I was thinking of getting one of those brute trash cans and filling them with water for the water changes. 

Third, the python does not fit any of my facets. I might be able to reach a garden hose outside however I don't know if water coming from the hose has any issues with leaching chemicals or rubber into the water. 

So many issues!!!


----------



## WickedOdie (Aug 15, 2015)

miogpsrocks said:


> Water from the tap is like 80 degrees, my aquarium is like at 71 degrees.
> 
> So I would have to raise the temperature in my aquarium to 80 degrees to decrease the shock of having the different temperatures?
> 
> ...


Can you not adjust the temperature of the water coming out of your tap? More cold water less hot water? You don't have to put both on full blast. I put my cold water on full blast, then adjust my hot water and measure the temperature using a digital thermometer.

Before I start adding the water to my tank, I'll full dose my tank with prime, or whatever dechlor you use. Then add my water. It works pretty quick. I've not had a problem doing this.

There is no way I'd hand bomb 45 gallons worth of water to my 90 gallon every time I did 50% water changes once a week. Seems like a lot of effort.

As for your python, you removed your aerator from the faucet itself? Unless it's an old faucet you shouldn't have a problem fitting the universal adapter. 

The problem with running a garden hose is it's only cold water and that's no good.


----------



## miogpsrocks (Sep 3, 2015)

WickedOdie said:


> Can you not adjust the temperature of the water coming out of your tap? More cold water less hot water? You don't have to put both on full blast.

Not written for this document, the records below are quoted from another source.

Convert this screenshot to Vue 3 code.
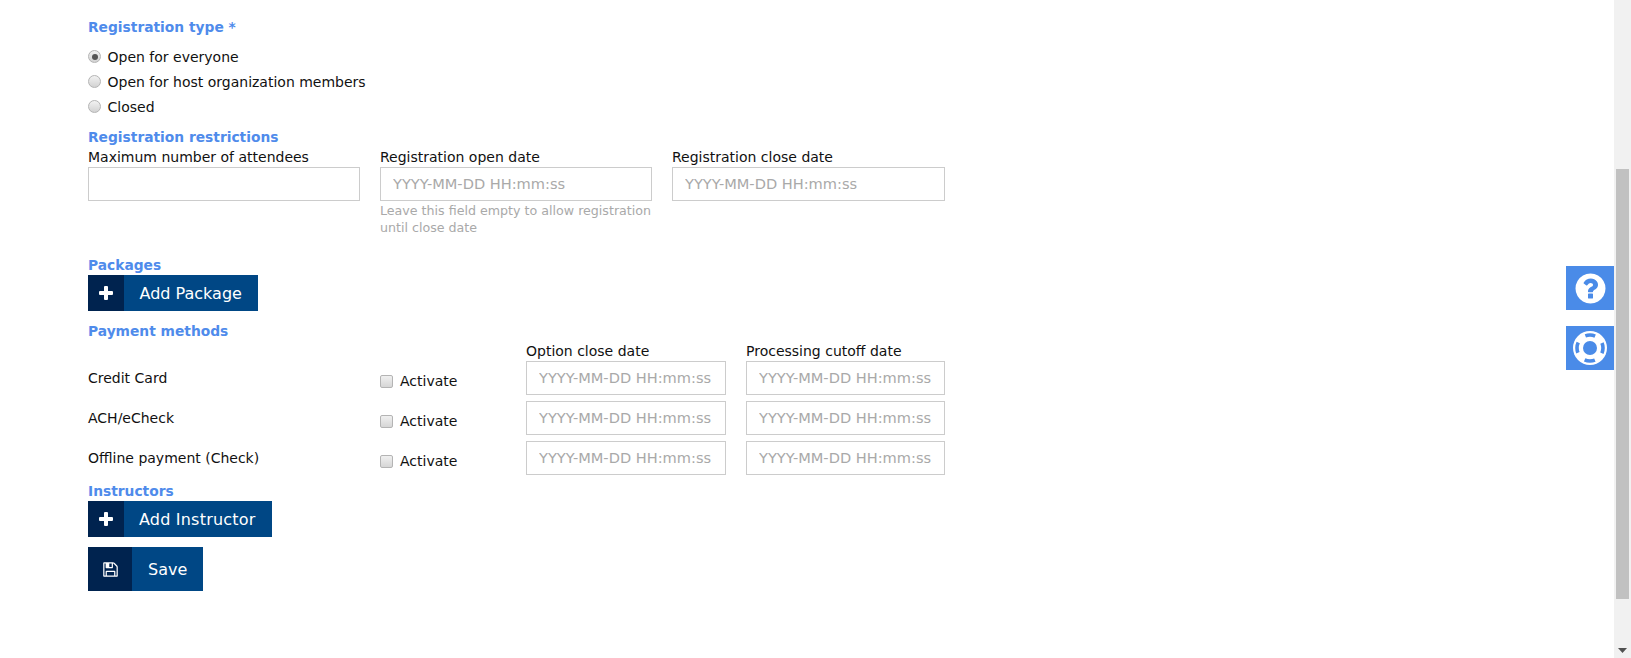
<script setup>
const radios = [
  { label: 'Open for everyone', checked: true },
  { label: 'Open for host organization members', checked: false },
  { label: 'Closed', checked: false }
]
const methods = ['Credit Card', 'ACH/eCheck', 'Offline payment (Check)']
const ph = 'YYYY-MM-DD HH:mm:ss'
const plus = 'M2 6h4V2a1 1 0 0 1 1-1h2a1 1 0 0 1 1 1v4h4a1 1 0 0 1 1 1v2a1 1 0 0 1-1 1h-4v4a1 1 0 0 1-1 1H7a1 1 0 0 1-1-1v-4H2a1 1 0 0 1-1-1V7a1 1 0 0 1 1-1z'
</script>

<template>
  <div class="page">
    <main class="main">
      <h3 class="head first">Registration type *</h3>
      <div class="radios">
        <label v-for="r in radios" :key="r.label" class="radio">
          <input type="radio" name="regtype" :checked="r.checked" />
          <span>{{ r.label }}</span>
        </label>
      </div>

      <h3 class="head restrict">Registration restrictions</h3>
      <div class="three">
        <div class="field">
          <label>Maximum number of attendees</label>
          <input type="text" />
        </div>
        <div class="field">
          <label>Registration open date</label>
          <input type="text" :placeholder="ph" />
          <p class="hint">Leave this field empty to allow registration<br />until close date</p>
        </div>
        <div class="field">
          <label>Registration close date</label>
          <input type="text" :placeholder="ph" />
        </div>
      </div>

      <h3 class="head packages">Packages</h3>
      <button class="btn" type="button">
        <span class="ico"><svg width="16" height="16" viewBox="0 0 16 16"><path :d="plus" fill="#fff" /></svg></span>
        <span class="txt">Add Package</span>
      </button>

      <h3 class="head payment">Payment methods</h3>
      <div class="pay-head">
        <span>Option close date</span>
        <span>Processing cutoff date</span>
      </div>
      <div v-for="m in methods" :key="m" class="pay-row">
        <span class="pay-name">{{ m }}</span>
        <label class="activate"><input type="checkbox" /><span>Activate</span></label>
        <input type="text" :placeholder="ph" />
        <input type="text" :placeholder="ph" />
      </div>

      <h3 class="head instructors">Instructors</h3>
      <button class="btn wide" type="button">
        <span class="ico"><svg width="16" height="16" viewBox="0 0 16 16"><path :d="plus" fill="#fff" /></svg></span>
        <span class="txt">Add Instructor</span>
      </button>
      <button class="btn save" type="button">
        <span class="ico">
          <svg width="17" height="17" viewBox="0 0 1792 1792"><path fill="#fff" d="M512 1536h768v-384h-768v384zm896 0h128v-896q0-14-10-38.500t-20-34.500l-281-281q-10-10-34-20t-39-10v416q0 40-28 68t-68 28h-576q-40 0-68-28t-28-68v-416h-128v1280h128v-416q0-40 28-68t68-28h832q40 0 68 28t28 68v416zm-384-928v-320q0-13-9.500-22.500t-22.500-9.500h-192q-13 0-22.500 9.500t-9.500 22.500v320q0 13 9.500 22.500t22.500 9.500h192q13 0 22.500-9.500t9.500-22.500zm640 32v928q0 40-28 68t-68 28h-1344q-40 0-68-28t-28-68v-1344q0-40 28-68t68-28h928q40 0 88 20t76 48l280 280q28 28 48 76t20 88z" /></svg>
        </span>
        <span class="txt">Save</span>
      </button>
    </main>

    <div class="scrollbar">
      <div class="thumb"></div>
      <svg class="arrow" width="9" height="5" viewBox="0 0 9 5"><path d="M0 0h9L4.500 5z" fill="#505050" /></svg>
    </div>

    <div class="float one">
      <svg width="35" height="35" viewBox="0 0 1792 1792"><path fill="#fff" d="M1024 1376v-192q0-14-9-23t-23-9h-192q-14 0-23 9t-9 23v192q0 14 9 23t23 9h192q14 0 23-9t9-23zm256-672q0-88-55.500-163t-138.500-116-170-41q-243 0-371 213-15 24 8 42l132 100q7 6 19 6 16 0 25-12 53-68 86-92 34-24 86-24 48 0 85.500 26t37.500 59q0 38-20 61t-68 45q-63 28-115.500 86.500t-52.500 125.500v36q0 14 9 23t23 9h192q14 0 23-9t9-23q0-19 21.500-49.500t54.500-49.500q32-18 49-28.500t46-35 44.500-48 28-60.500 12.500-81zm384 192q0 209-103 385.500t-279.500 279.500-385.500 103-385.500-103-279.500-279.500-103-385.500 103-385.500 279.500-279.500 385.500-103 385.500 103 279.500 279.500 103 385.500z" /></svg>
    </div>
    <div class="float two">
      <svg width="36" height="36" viewBox="0 0 36 36">
        <circle cx="18" cy="18" r="17" fill="#fff" />
        <circle cx="18" cy="18" r="7" fill="#4a8be8" />
        <circle cx="18" cy="18" r="13" fill="none" stroke="#4a8be8" stroke-width="3.600" stroke-dasharray="10.500 9.920" stroke-dashoffset="5.250" transform="rotate(-90 18 18)" />
      </svg>
    </div>
  </div>
</template>

<style>
html, body { margin: 0; background: #fff; overflow: hidden; }
</style>

<style scoped>
.page {
  position: relative;
  display: flex;
  height: 658px;
  font-family: "DejaVu Sans", Verdana, sans-serif;
  font-size: 14px;
  color: #111;
  overflow: hidden;
}
.main { flex: 1; padding: 0 0 0 88px; display: flex; flex-direction: column; align-items: flex-start; }
.head { margin: 0; font-size: 13.800px; line-height: 20px; font-weight: 700; color: #4f8beb; }
.first { margin-top: 17px; }
.radios { margin-top: 7px; display: flex; flex-direction: column; }
.radio { display: flex; align-items: center; height: 25px; }
.radio input {
  appearance: none; margin: 0 6.500px 0 0; width: 13px; height: 13px; border-radius: 50%;
  border: 1px solid #b4b4b4; background: linear-gradient(#f2f2f2, #d2d2d2); position: relative; box-sizing: border-box;
}
.radio input:checked::after {
  content: ""; position: absolute; left: 2.500px; top: 2.500px; width: 6px; height: 6px; border-radius: 50%; background: #555;
}
.restrict { margin-top: 8px; }
.three { display: grid; grid-template-columns: 272px 272px 273px; column-gap: 20px; }
.field { display: flex; flex-direction: column; }
.field label { line-height: 20px; }
input[type="text"] {
  box-sizing: border-box; height: 34px; width: 100%; border: 1px solid #ccc; padding: 0 12px; margin: 0;
  font: inherit; background: #fff; outline: none; color: #111;
}
input::placeholder { color: #a9a9a9; opacity: 1; font-size: 14.600px; }
.hint { margin: 1px 0 0; font-size: 12.650px; line-height: 17px; color: #a9a9a9; white-space: nowrap; }
.packages { margin-top: 19px; }
.btn {
  display: inline-flex; align-items: stretch; height: 36px; border: 0; padding: 0; margin: 0;
  font-family: inherit; font-size: 16px; color: #fff; background: #004785; cursor: pointer;
}
.wide { letter-spacing: .2px; }
.ico { width: 36px; background: #00234f; display: flex; align-items: center; justify-content: center; }
.txt { padding: 0 16.500px 0 15.500px; display: flex; align-items: center; }
.wide .txt { padding: 0 16px 0 15px; }
.payment { margin-top: 10px; }
.pay-head { display: flex; margin: 0 0 0 438px; line-height: 20px; }
.pay-head span:first-child { width: 220px; }
.pay-row { display: flex; align-items: center; height: 34px; margin-top: 6px; }
.pay-head + .pay-row { margin-top: 0; }
.pay-row input[type="text"] { width: 200px; margin-right: 20px; flex: none; }
.pay-row input[type="text"]:last-child { width: 199px; margin-right: 0; }
.pay-name { width: 292px; }
.activate { width: 146px; display: flex; align-items: center; padding-top: 6px; box-sizing: border-box; }
.activate input {
  appearance: none; margin: 0 7px 0 0; width: 13px; height: 13px; border-radius: 2px;
  border: 1px solid #b4b4b4; background: linear-gradient(#f0f0f0, #d6d6d6); box-sizing: border-box;
}
.instructors { margin-top: 6px; }
.save { height: 44px; margin-top: 10px; }
.save .ico { width: 44px; }
.save .txt { padding: 0 16px 0 16px; }
.scrollbar { width: 17px; height: 658px; background: #f1f1f1; flex: none; position: relative; }
.thumb { position: absolute; left: 2px; top: 169px; width: 13px; height: 430px; background: #c1c1c1; }
.arrow { position: absolute; left: 4px; bottom: 5px; }
.float { position: absolute; left: 1566px; width: 48px; height: 44px; background: #4a8be8; display: flex; align-items: center; justify-content: center; }
.one { top: 266px; }
.two { top: 326px; }
</style>
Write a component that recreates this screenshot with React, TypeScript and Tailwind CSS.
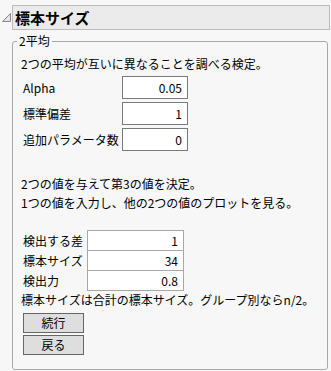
const font = { fontFamily: '"Noto Sans CJK JP", "Noto Sans", sans-serif' };

function Field({ value, className }: { value: string; className: string }) {
  return (
    <div className={`box-border bg-white pr-[5px] text-right ${className}`}>
      {value}
    </div>
  );
}

export default function App() {
  const top = [
    ["Alpha", "0.05"],
    ["標準偏差", "1"],
    ["追加パラメータ数", "0"],
  ];
  const bottom = [
    ["検出する差", "1"],
    ["標本サイズ", "34"],
    ["検出力", "0.8"],
  ];

  return (
    <div
      className="h-[371px] w-[331px] overflow-hidden bg-[#f7f7f7] pt-[5px] text-[12px] text-black"
      style={font}
    >
      <div className="flex items-center">
        <svg width="9" height="9" viewBox="0 0 9 9" className="ml-[2px]">
          <polygon
            points="8.5,0.5 8.5,8.5 0.5,8.5"
            fill="#e4e4e4"
            stroke="#8a8a8a"
            strokeWidth="1"
          />
        </svg>
        <div className="ml-[1px] box-border h-[25px] w-[318px] border border-[#bcbcbc] bg-[#ebebeb] pl-[2px] text-[15px] font-bold leading-[23px]">
          標本サイズ
        </div>
      </div>

      <fieldset className="ml-[12px] mt-[4px] box-border h-[336px] w-[316px] rounded-[3px] border border-[#a8a8a8]">
        <legend className="ml-[4px] px-[2px] leading-[14px]">2平均</legend>
        <div className="pl-[8px]">
          <div className="mt-[8px] leading-[16px]">
            2つの平均が互いに異なることを調べる検定。
          </div>
          <div className="mt-[4px] flex flex-col gap-[3px]">
            {top.map(([label, value]) => (
              <div key={label} className="flex items-center">
                <div className="ml-[2px] w-[99px]">{label}</div>
                <Field
                  value={value}
                  className="h-[23px] w-[66px] border border-[#7a7a7a] leading-[21px]"
                />
              </div>
            ))}
          </div>

          <div className="mt-[23px] leading-[19px]">
            <div>2つの値を与えて第3の値を決定。</div>
            <div>1つの値を入力し、他の2つの値のプロットを見る。</div>
          </div>

          <div className="mt-[18px] flex flex-col">
            {bottom.map(([label, value], i) => (
              <div key={label} className={`flex items-center ${i > 0 ? "-mt-px" : ""}`}>
                <div className="ml-[2px] w-[64px]">{label}</div>
                <Field
                  value={value}
                  className="h-[21px] w-[97px] border border-[#a8a8a8] leading-[19px]"
                />
              </div>
            ))}
          </div>

          <div className="mt-[1px] leading-[16px]">
            標本サイズは合計の標本サイズ。グループ別ならn/2。
          </div>

          <div className="ml-[2px] mt-[5px] flex flex-col gap-[2px]">
            <button className="box-border h-[20px] w-[61px] border border-[#666] bg-[#dedede] text-[12px] leading-[18px]">
              続行
            </button>
            <button className="box-border h-[20px] w-[61px] border border-[#666] bg-[#dedede] text-[12px] leading-[18px]">
              戻る
            </button>
          </div>
        </div>
      </fieldset>
    </div>
  );
}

I put my cold water on full blast, then adjust my hot water and measure the temperature using a digital thermometer.
> 
> Before I start adding the water to my tank, I'll full dose my tank with prime, or whatever dechlor you use. Then add my water. It works pretty quick. I've not had a problem doing this.
> 
> ...


I can adjust it hotter but can't adjust it colder. The coolest setting is 80 degrees. I live in Florida and its hot here year round. 

I have not tested the garden hose but I would think it would be the same temperature. Its usually hotter then 80 degrees outside so I guess it makes sense that the water would be around this temperature. 

So you put in the prime before not after the water change?? Interesting. I did not think it worked like that. 

I will have to see if there is a way to do a water change like this. 
The temperature thing may prevent me from using this method. 

Thanks.


----------